With a nine-point lead, Kaliese Spencer’s victory in the 400m Hurdles Diamond Race was a given, but the Jamaican underscored her season-long consistent form with a strong 53.69 victory despite a badly taken final hurdle. Britain’s Perri Shakes-Drayton was almost able to take advantage but finished second in 53.89.

The first result on the infield came in the men’s Discus Throw when Estonia's 2008 Olympic champion Gerd Kanter, this year’s Olympic bronze medallist, claimed his first Diamond Race trophy after winning with a 66.84m effort in the third round.

"For two years I was close but I didn’t have a good final," said Kanter. "But today I had my best performance in a 2012 Diamond League meeting." Russian long jumper Aleksandr Menkov rode his late season form all the way to the Diamond Race title and won with a personal best of 8.29m here.

One of the closest battles in a women’s Diamond Race came in the Pole Vault where, in the end, just two points separated Germany's overall winner Silke Spiegelburg from Brazil's 2011 World champion Fabiana Murer. On the night, Spiegelburg managed 4.75m with Murer only going over 4.65m.

US high jumper Chaunte Lowe, whose Diamond Race victory was already secure, bowed out at 1.92m in a competition which Russia's Olympic bronze medallist Svetlana Shkolina won with 2.00m.

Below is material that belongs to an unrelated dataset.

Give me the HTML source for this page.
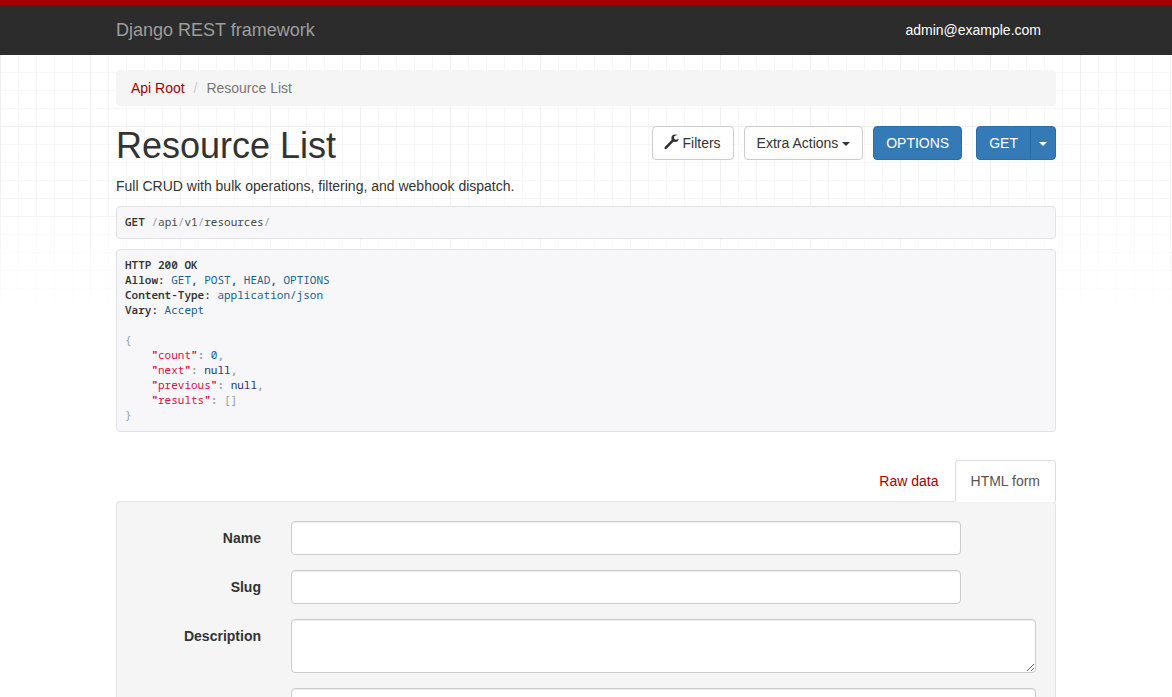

Kazakhstan's 2012 Olympic champion Olga Rypakova dominated the women’s Triple Jump, reaching 14.72m to take a decisive victory, and with it the Diamond Race with 24 points. Another Olympic champion, Czech Republic's Barbora Spotakova, added eight points to her already unassailable lead in the Javelin Throw with a 66.91m victory.

Away from the Diamond League programme, Yohan Blake returned to the track where he had produced his 19.26 breakthrough a year earlier and won in 19.54, while the 10000m was won by Kenya's Emmanuel Bett, who had finished fourth in the Kenyan trials but here produced a 2012 world-leading time of 26:51.16.